Thursday, December 4, 2008

Design of Fiscal Rules


On design, it is useful to start the discussion with a simple comparison between budget balance rules that are combined with expenditure rules and those which are not. Historical observation is consistent with the regression results in suggesting that in general budget-balance rules that are not combined with expenditure rules are less effective. A striking example of this is the United States experience: neither the Gramm-Rudman-Hollings (GRH) Act of 1985 nor its revised version in 1987 succeeded in significantly reducing the fiscal deficit.16 A further example is the Stability and Growth Pact (SGP), which has not so far led to sustainable positions being attained, notably in large EU countries. On the other hand, when the United States turned to an expenditure-based rule, the Budget Enforcement Act (1990-2002),17 a surplus was achieved and maintained for a time. Some EU countries (e.g. Netherlands, Spain, Sweden, Finland and Czech Republic) supplemented the SGP by national rules (in most cases including some expenditure ceilings) and also enjoyed success. There were, however, some failures. For instance, after France introduced multi-year objectives for real government expenditure in 1998, its structural fiscal position deteriorated continuously until 2003, at which time it came under the European excessive deficit procedure.

There is no one-size-fits-all rule applicable to every country but there seems to be a consensus that, to be effective, rules should have several features. In particular, they should be simple to manage, understand and monitor, while flexible enough to respond to the cycle.
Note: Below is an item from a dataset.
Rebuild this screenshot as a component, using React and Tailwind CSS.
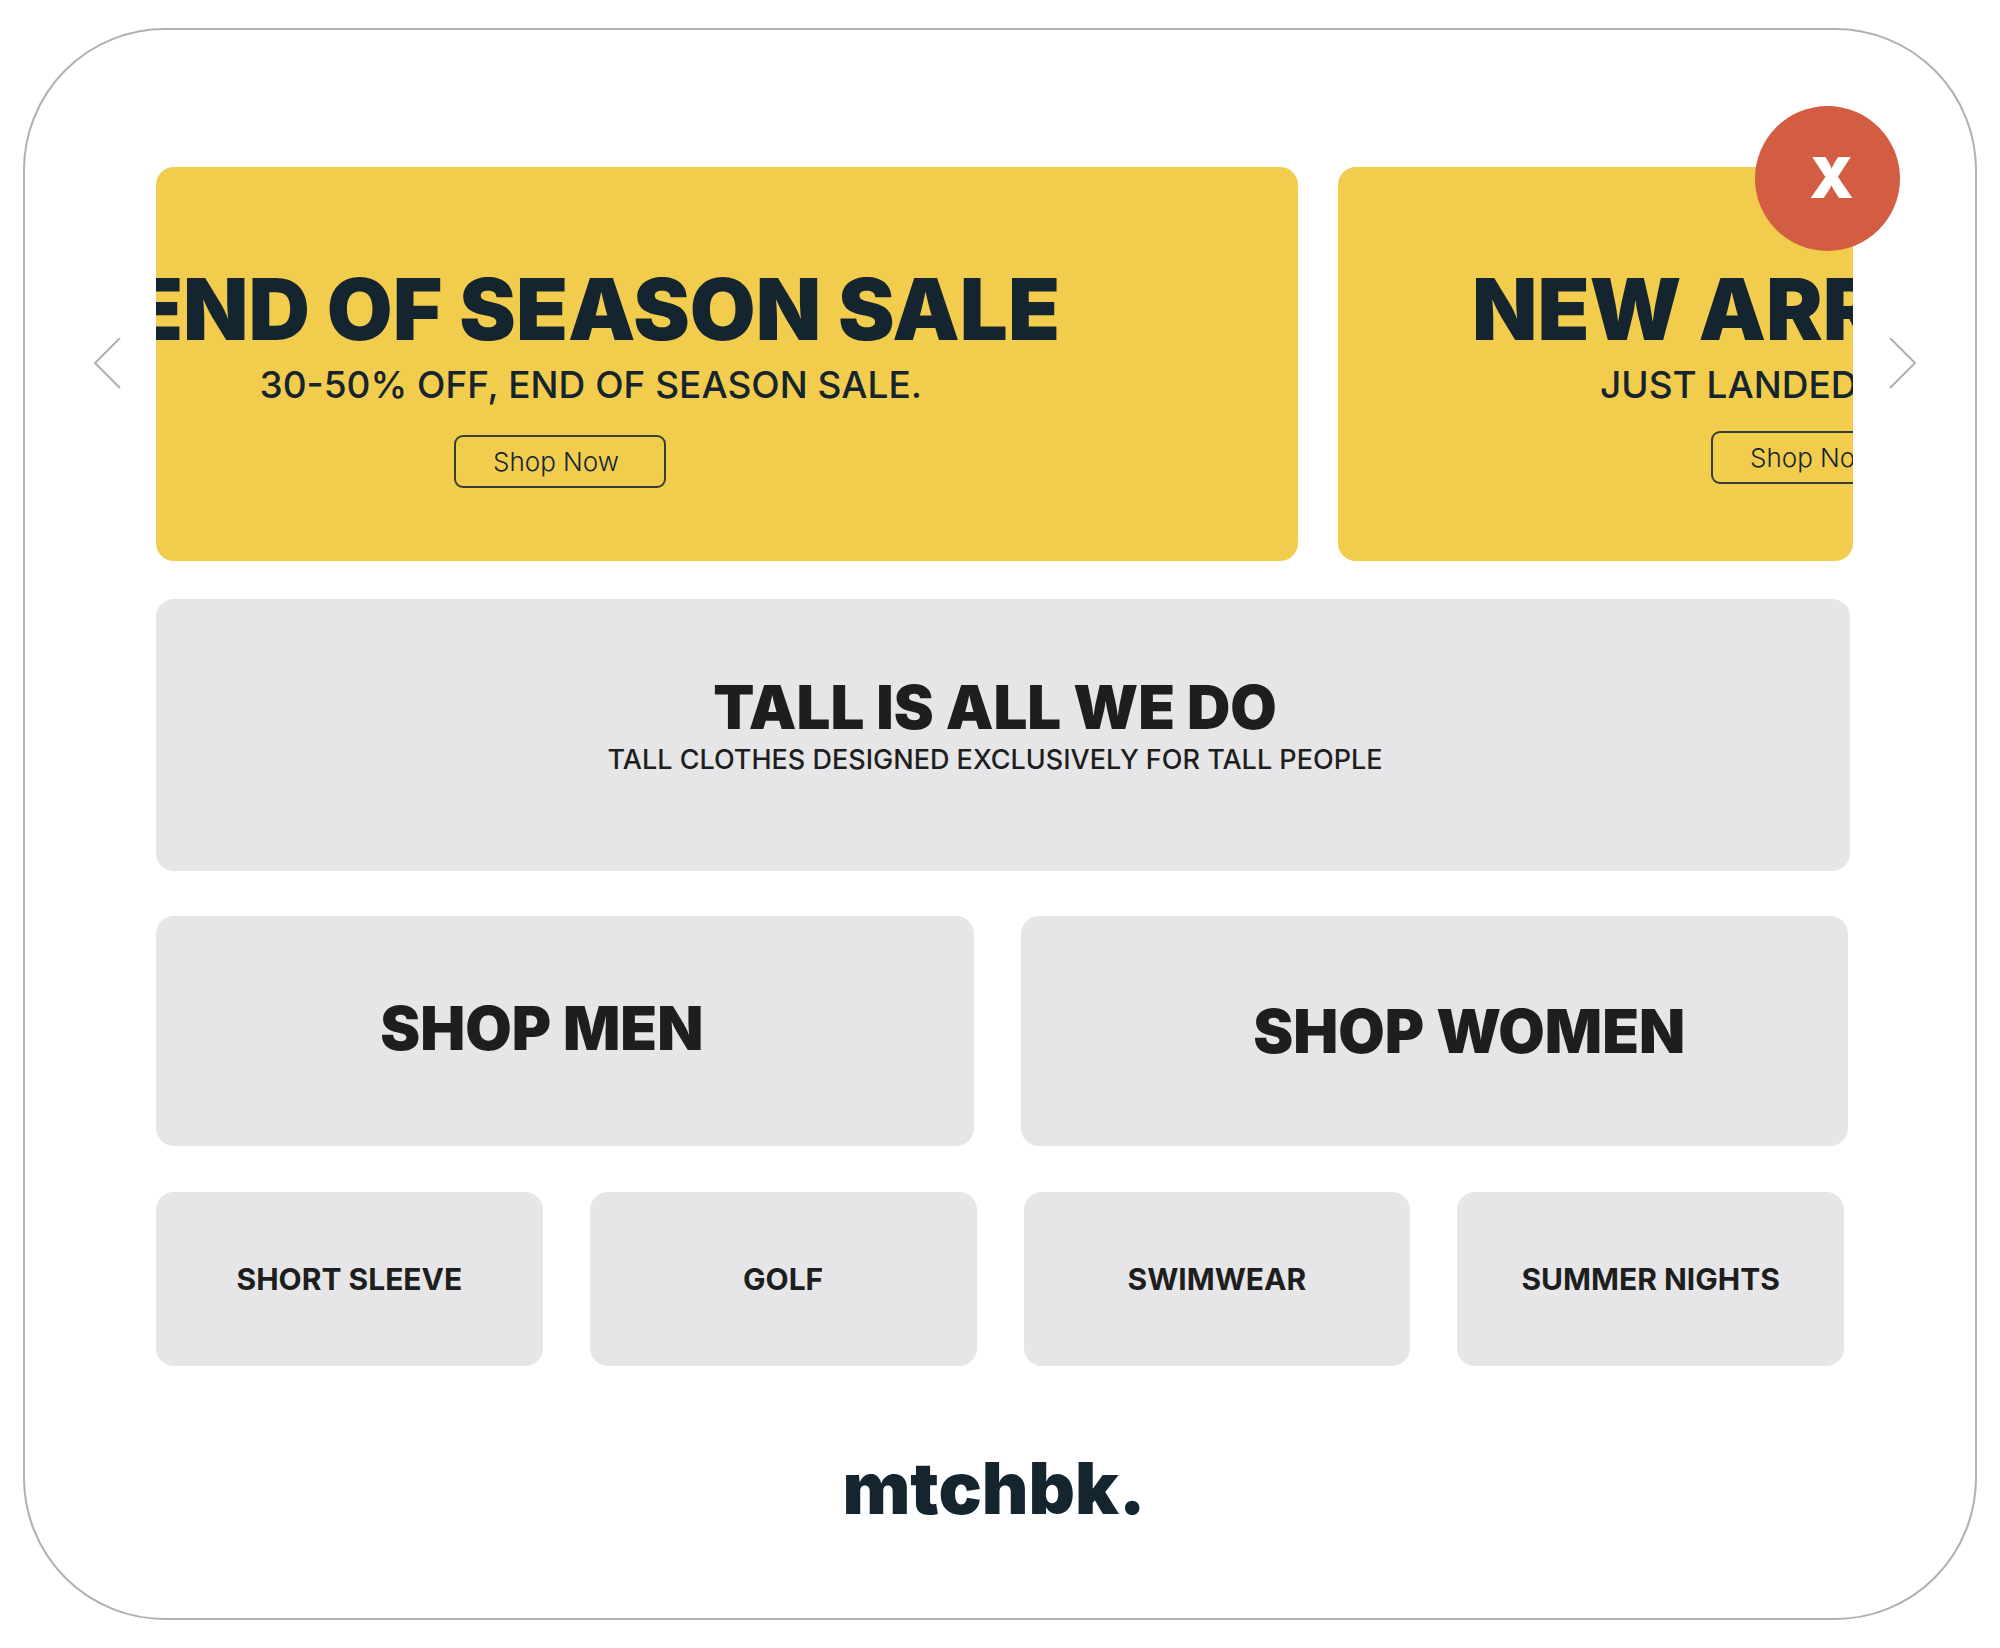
import clsx from 'clsx'

const categories = ['SHORT SLEEVE', 'GOLF', 'SWIMWEAR', 'SUMMER NIGHTS']

function Chevron({ direction }) {
  return (
    <svg viewBox="0 0 28 52" className="h-[52px] w-7" fill="none" stroke="#b0b0b0" strokeWidth="2">
      <path d={direction === 'left' ? 'M27 0 2 25l25 25' : 'M1 0l25 25L1 50'} />
    </svg>
  )
}

function ShopNow({ className }) {
  return (
    <button
      type="button"
      className={clsx(
        'h-[53px] w-[212px] shrink-0 rounded-[9px] border-2 border-[#142530]/85 pr-2 text-[26px] leading-8 font-light',
        className
      )}
    >
      Shop Now
    </button>
  )
}

function Tile({ className, children }) {
  return (
    <a
      href="#"
      className={clsx('flex items-center justify-center rounded-[18px] bg-[#e6e6e8] whitespace-nowrap', className)}
    >
      {children}
    </a>
  )
}

function Carousel() {
  return (
    <section className="flex" aria-label="Promotions">
      <button type="button" aria-label="Previous" className="flex w-[131px] items-center justify-end pr-[35px]">
        <Chevron direction="left" />
      </button>
      <div className="relative min-w-0 flex-1">
        <div className="grid h-[394px] grid-cols-[1142fr_515fr] gap-10 whitespace-nowrap text-[#142530]">
          <article className="flex flex-col items-end overflow-hidden rounded-[18px] bg-[#f2cc4c] pt-[95px]">
            <h2 className="mr-[238px] text-[85px] leading-24 font-black">END OF SEASON SALE</h2>
            <p className="mt-[3px] mr-[376px] text-[37px] leading-12 font-medium">30-50% OFF, END OF SEASON SALE.</p>
            <ShopNow className="mt-[26px] mr-[632px]" />
          </article>
          <article className="flex flex-col items-start overflow-hidden rounded-[18px] bg-[#f2cc4c] pt-[95px]">
            <h2 className="ml-[134px] text-[85px] leading-24 font-black">NEW ARRIVALS</h2>
            <p className="mt-[3px] ml-[262px] text-[37px] leading-12 font-medium">JUST LANDED</p>
            <ShopNow className="mt-[22px] ml-[373px]" />
          </article>
        </div>
        <button
          type="button"
          aria-label="Close"
          className="absolute -top-[61px] -right-[47px] size-[145px] rounded-full bg-[#d25d42] pb-0.5 pl-2 text-[56px] leading-none font-black text-white"
        >
          X
        </button>
      </div>
      <button type="button" aria-label="Next" className="flex w-[122px] items-center pl-9">
        <Chevron direction="right" />
      </button>
    </section>
  )
}

export default function App() {
  return (
    <div className="min-h-screen bg-white px-[23px] py-7 font-['Inter',sans-serif] text-[#1e1e1e]">
      <main className="rounded-[142px] border-2 border-[#b0b0b0] pt-[137px] pb-[82px]">
        <Carousel />

        <div className="mr-[122px] ml-[131px]">
          <section className="mt-[38px] mr-[3px] flex h-[272px] flex-col items-center rounded-[18px] bg-[#e6e6e8] pt-[76px] pr-4">
            <h1 className="text-[60px] leading-16 font-black">TALL IS ALL WE DO</h1>
            <p className="mt-[3px] text-[27px] leading-9 font-medium">TALL CLOTHES DESIGNED EXCLUSIVELY FOR TALL PEOPLE</p>
          </section>

          <section className="mt-[45px] mr-[5px] grid h-[230px] grid-cols-[818fr_828fr] gap-[47px] text-[60px] leading-16 font-black">
            <Tile className="pr-[46px] pb-1.5">SHOP MEN</Tile>
            <Tile className="pl-[70px]">SHOP WOMEN</Tile>
          </section>

          <nav className="mt-[46px] mr-[9px] grid h-[174px] grid-cols-4 gap-[47px] text-[30px] leading-9 font-bold">
            {categories.map((name) => (
              <Tile key={name}>{name}</Tile>
            ))}
          </nav>
        </div>

        <footer className="mt-[74px] pr-3 text-center text-[72px] leading-24 font-black text-[#142530]">mtchbk.</footer>
      </main>
    </div>
  )
}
Against this background, there are several features of expenditure rules that can explain why they have often been associated with success: not only do they exclude cyclically volatile revenues but they can be (and often are) designed to let economic stabilisers work in a downturn and to save windfall gains during an upturn; 19 they are typically more transparent than all but the simplest budget balance rule; they allow spending ministers/ministries to be held accountable;20 and they make the availability of financial resources predictable for policymakers and programme managers.
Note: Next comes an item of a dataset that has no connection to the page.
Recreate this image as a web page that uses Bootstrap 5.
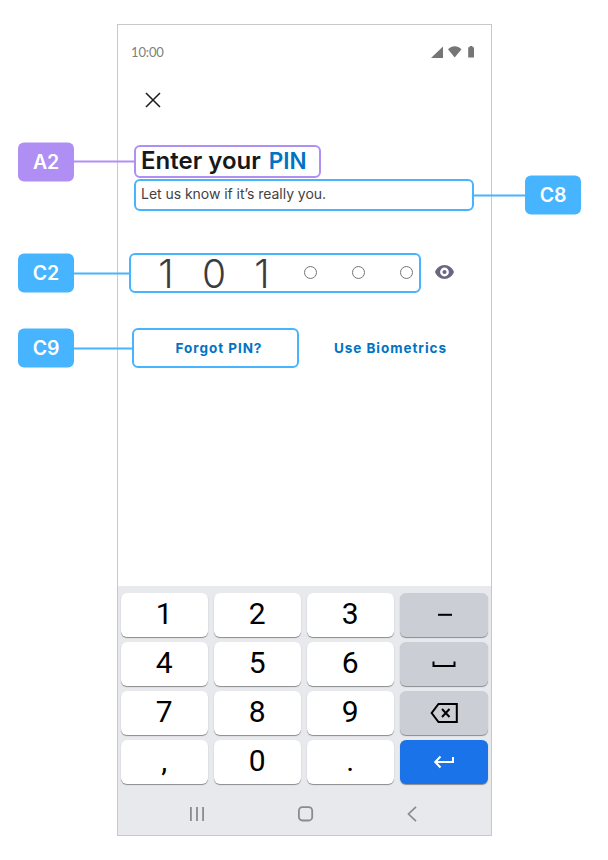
<!DOCTYPE html>
<html lang="en">
<head>
<meta charset="utf-8">
<meta name="viewport" content="width=device-width, initial-scale=1">
<title>Enter your PIN</title>
<link href="https://cdn.jsdelivr.net/npm/bootstrap@5.3.0/dist/css/bootstrap.min.css" rel="stylesheet">
<style>
  :root { --sky: #46b4ff; --violet: #b08ff5; --link: #0073c4; }
  body { font-family: Inter, "Liberation Sans", sans-serif; background: #fff; }
  svg { display: block; flex: none; }
  .page { width: 608px; height: 860px; padding: 24px 0 0 117px; overflow: hidden; }
  .phone { width: 375px; height: 812px; border: 1px solid #c8c8ca; }
  .status { height: 53px; padding: 0 16px 0 13px; color: #757575; }
  .clock { font: 400 13px/16px Lato, sans-serif; color: #808080; letter-spacing: -.15px; padding-top: 1px; }
  .close-btn { margin: 14px 0 0 27px; width: 16px; height: 16px; }
  .outlined { border: 2px solid var(--tone, var(--sky)); border-radius: 6px; }
  .violet { --tone: var(--violet); }
  .callout { top: 50%; transform: translateY(-50%); letter-spacing: -.1px; }
  .callout-start { right: 100%; }
  .callout-end { left: 100%; }
  .tag { width: 56px; height: 39px; border-radius: 6px; background: var(--tone, var(--sky)); color: #fff; font-size: 19.5px; font-weight: 600; line-height: 39px; text-align: center; }
  .wire { height: 2px; background: var(--tone, var(--sky)); }
  .w-62px { width: 62px; } .w-57px { width: 57px; } .w-53px { width: 53px; } .w-60px { width: 60px; }
  .heading { margin: 37px 0 0 16px; width: 187px; height: 33px; padding: 0 0 2px 5px; }
  .heading h1 { font-size: 24px; line-height: 28px; font-weight: 600; color: #18181a; }
  .heading .accent { font-size: 22.5px; line-height: 27px; color: var(--link); padding-left: 8px; }
  .hint { margin: 1px 0 0 16px; width: 340px; height: 32px; padding-left: 5px; font-size: 14px; letter-spacing: -.04px; line-height: 26px; color: #424244; }
  .pin-row { margin: 42px 0 0 11px; }
  .pin { width: 292px; height: 40px; padding-left: 11px; }
  .cell { flex: none; width: 48px; height: 36px; font-size: 39px; line-height: 38px; font-weight: 300; color: #3c3c3e; }
  .cell:nth-child(n+4) { height: 35px; }
  .cell:nth-child(6) { margin-right: -14px; }
  .dot { width: 13px; height: 13px; border: 1px solid #747474; border-radius: 50%; }
  .eye { margin-left: 14px; margin-bottom: 2px; }
  .actions { margin: 35px 0 0 14px; color: var(--link); font-size: 13.5px; font-weight: 700; letter-spacing: .95px; }
  .forgot { width: 167px; height: 40px; padding: 1px 0 0 7px; }
  .biometrics { margin-left: 35px; padding-top: 1px; }
  .keyboard { height: 249px; background: #e8e9ed; padding: 7px 3px 0; }
  .keys { display: grid; grid-template-columns: repeat(4, 88px); grid-auto-rows: 44px; gap: 5px; }
  .key { background: #fff; border-radius: 6px; box-shadow: 0 1px 1px #898a8d; color: #000; font: 400 30px/42px Roboto, sans-serif; text-align: center; }
  .key:not(.key-alt):not(.key-go) { padding-right: 1px; margin-right: .6px; }
  .key-alt { background: #cbced5; }
  .key-go { background: #1a73e8; }
  .android-nav { height: 59px; padding: 0 69px; }
</style>
</head>
<body>
<main class="page">
  <div class="phone d-flex flex-column">
    <div class="status d-flex align-items-center justify-content-between">
      <span class="clock">10:00</span>
      <svg width="44" height="12" viewBox="0 0 44 12" fill="#757575"><path d="M0 12 12 .5V12z"/><path d="M17 3.200C21-.7 26.500-.7 30.500 3.200L23.700 11.500z"/><path d="M37.200 1.200h1.500V0h2.800v1.200h1.500v10.300h-5.800z"/></svg>
    </div>
    <button type="button" class="close-btn btn p-0 border-0" aria-label="Close">
      <svg width="16" height="16" viewBox="0 0 16 16" fill="none" stroke="#1b1b1b" stroke-width="1.500"><path d="M1 1l14 14M15 1 1 15"/></svg>
    </button>

    <div class="heading outlined violet position-relative d-flex align-items-center">
      <h1 class="m-0 text-nowrap">Enter your</h1><h1 class="accent m-0">PIN</h1>
      <div class="callout callout-start position-absolute d-flex align-items-center"><span class="tag">A2</span><span class="wire w-62px"></span></div>
    </div>
    <div class="hint outlined position-relative">Let us know if it’s really you.
      <div class="callout callout-end position-absolute d-flex align-items-center"><span class="wire w-53px"></span><span class="tag">C8</span></div>
    </div>

    <div class="pin-row d-flex align-items-center">
      <div class="pin outlined position-relative d-flex">
        <span class="cell text-center">1</span><span class="cell text-center">0</span><span class="cell text-center">1</span>
        <span class="cell d-flex align-items-center justify-content-center"><i class="dot"></i></span>
        <span class="cell d-flex align-items-center justify-content-center"><i class="dot"></i></span>
        <span class="cell d-flex align-items-center justify-content-center"><i class="dot"></i></span>
        <div class="callout callout-start position-absolute d-flex align-items-center"><span class="tag">C2</span><span class="wire w-57px"></span></div>
      </div>
      <svg class="eye" width="19" height="14" viewBox="0 0 19 14"><path fill="#6b6680" fill-rule="evenodd" d="M9.500 0C5.200 0 1.500 2.900 0 7c1.500 4.100 5.200 7 9.500 7s8-2.900 9.500-7c-1.500-4.100-5.200-7-9.500-7zm0 11.400a4.400 4.400 0 1 1 0-8.800 4.400 4.400 0 0 1 0 8.800zm0-6.500a2.100 2.100 0 1 0 0 4.200 2.100 2.100 0 0 0 0-4.200z"/></svg>
    </div>

    <div class="actions d-flex align-items-center">
      <div class="forgot outlined position-relative d-flex align-items-center justify-content-center"><span>Forgot PIN?</span>
        <div class="callout callout-start position-absolute d-flex align-items-center"><span class="tag">C9</span><span class="wire w-60px"></span></div>
      </div>
      <span class="biometrics text-nowrap">Use Biometrics</span>
    </div>

    <div class="keyboard mt-auto">
      <div class="keys">
        <div class="key">1</div><div class="key">2</div><div class="key">3</div>
        <div class="key key-alt"><svg width="88" height="44" viewBox="0 0 88 44"><path d="M38 21.800h14" stroke="#000" stroke-width="2"/></svg></div>
        <div class="key">4</div><div class="key">5</div><div class="key">6</div>
        <div class="key key-alt"><svg width="88" height="44" viewBox="0 0 88 44" fill="none" stroke="#000" stroke-width="2"><path d="M33.500 19.500v4.500h21v-4.500"/></svg></div>
        <div class="key">7</div><div class="key">8</div><div class="key">9</div>
        <div class="key key-alt"><svg width="88" height="44" viewBox="0 0 88 44" fill="none" stroke="#000" stroke-width="2"><path d="M38.500 13h18.300v18H38.500L31.700 22zM42 18l7.500 8M49.500 18 42 26"/></svg></div>
        <div class="key">,</div><div class="key">0</div><div class="key">.</div>
        <div class="key key-go"><svg width="88" height="44" viewBox="0 0 88 44" fill="none" stroke="#fff" stroke-width="2"><path d="M53 17v5H35.500M40.500 16.500 35.200 22l5.300 5.500"/></svg></div>
      </div>
      <div class="android-nav d-flex align-items-center justify-content-between">
        <svg width="14" height="14" viewBox="0 0 14 14" stroke="#8b8b8d" stroke-width="1.800"><path d="M.9 0v14M7 0v14M13.100 0v14"/></svg>
        <svg width="16" height="16" viewBox="0 0 16 16" fill="none" stroke="#8b8b8d" stroke-width="1.800"><rect x=".9" y="1.200" width="13.300" height="13.300" rx="3.500"/></svg>
        <svg width="12" height="16" viewBox="0 0 12 16" fill="none" stroke="#8b8b8d" stroke-width="1.700"><path d="M9 .8 1.500 8 9 15.200"/></svg>
      </div>
    </div>
  </div>
</main>
<script src="https://cdn.jsdelivr.net/npm/bootstrap@5.3.0/dist/js/bootstrap.bundle.min.js"></script>
</body>
</html>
An important issue in designing fiscal rules is their possible impact on the quality of public expenditure. Both expenditure rules covering total spending and budget balance rules can potentially cause allocative inefficiencies by biasing spending towards items that are politically sensitive and difficult to cut.21 Typically governments have responded by excluding some capital items from overall spending (as done notably by Golden rules in the United Kingdom and Germany), but this may make the rule more difficult to monitor as well as easier to circumvent. Moreover, there is an element of arbitrariness in excluding physical investment from the rule but not current spending with investment attributes, such as spending on education.
The time period over which the target is to be met is also important, not least in providing flexibility to deal with cyclical fluctuations. Although enforcing the rule on a year-by-year basis appears strict, many countries do just that, with varying degrees of success. Switzerland is an example of a country combining year-by-year enforcement with cyclical flexibility by targeting a balanced budget in cyclically adjusted terms. The United Kingdom pursues another approach: its budget-balance rule22 holds over the business cycle. Such a procedure, however, provides less accurate short-term guidance. As well, rules defined over the cycle or embodying some kind of cyclical adjustment require a subjective23 assessment to be made about the cycle’s start and end dates and/or the size of the output gap, which (together with data revisions) creates a degree of uncertainty about whether or not the rule was (or will be) met. The same objections apply to rules such as the SGP that allow normal procedures to be waived in conditions of pronounced cyclical weakness.